Lawmakers who wanted fewer items on the munitions list and those who wanted to maintain the status quo both made arguments that doing one or the other would create jobs, Sokolski said. If technology goes overseas, then there would be job losses as U.S. arms manufacturing moves offshore, the opponents said.
“I think for every action, there is an equal reaction. The system is too complex. How you would know what the net [job creation] effect would be I think is perhaps beyond human calculation,” Sokolski said in an interview after the hearing.
“They have to do something to give the impression that they are doing something about jobs,” he said of Congress.
McDougall agreed that the job creation argument was weak. “It’s tough to tell when you’re talking about technology transfer agreements, and things of that nature,” he said. “For the most part, the job creation argument can’t hold water.”
Sokolski added that for specific sectors, manufacturers could make valid arguments that alleviating ITAR controls would create more jobs.
“In the aggregate, over the entire complex economy, I don’t know how it washes. I don’t think anybody does,” he added.

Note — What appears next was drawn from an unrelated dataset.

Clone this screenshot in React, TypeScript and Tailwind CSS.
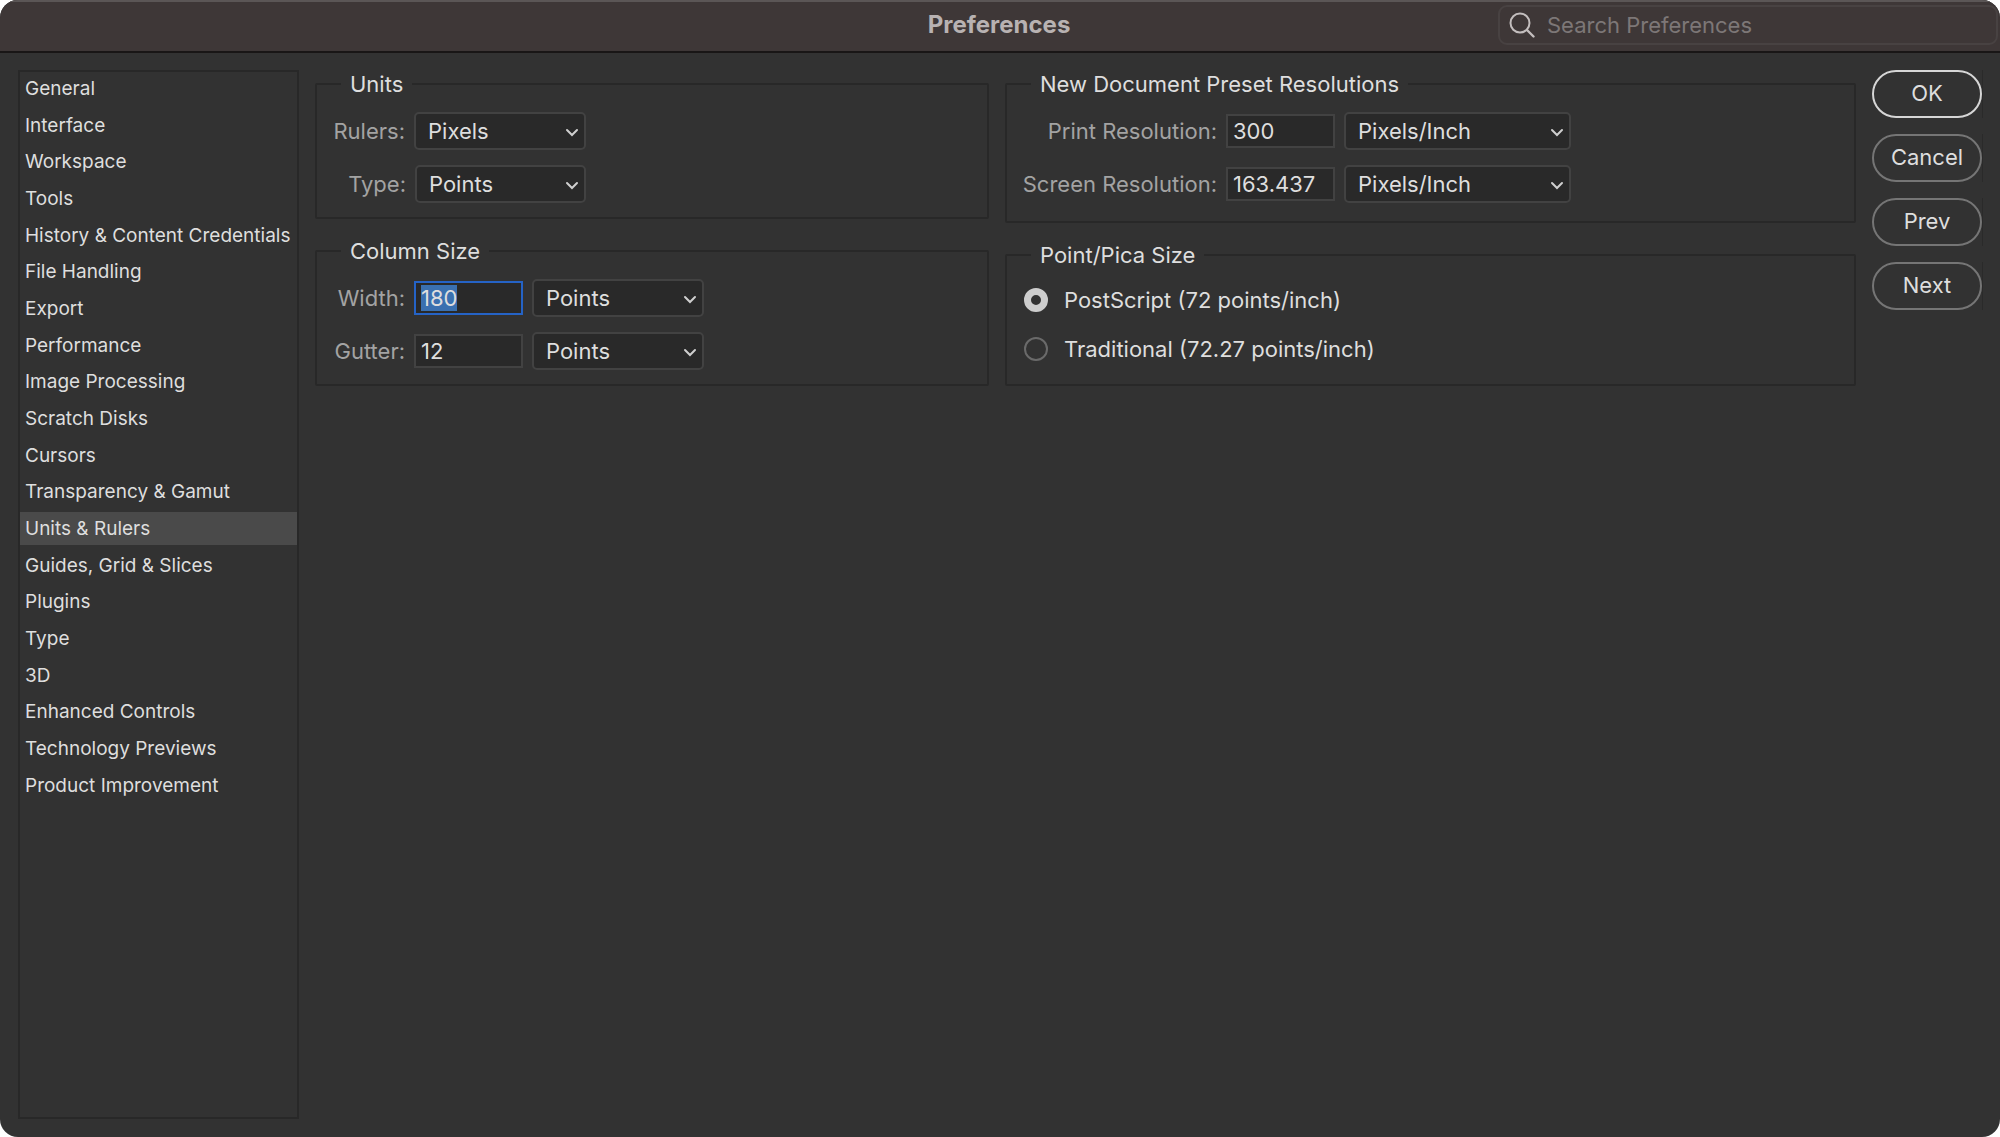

McDougall said with reform, Congress might try to put in place caveats in the legislation that protect U.S. jobs “to avoid a situation where you export a technology and have a foreign manufacturer controlling the knowledge behind that technology.”
The primary purpose for ITAR regulations is to protect national security, not opening markets, Sokolski said.
Nevertheless, he acknowledged that the wind is blowing toward reform. Both he and the executive noted that some of the stalwarts in the House and Senate who opposed ITAR reform have moved on. Chief among them was the late Rep. Henry Hyde, R-Ill., who chaired the House International Relations Committee. The experts were hard pressed to come up with names of legislators who would stand in the way today.
Sokolski said: “The industry that can lobby the best with the most money is going to win even if it’s not in the best interest of our national security.”
“I just hope they go slow,” he added.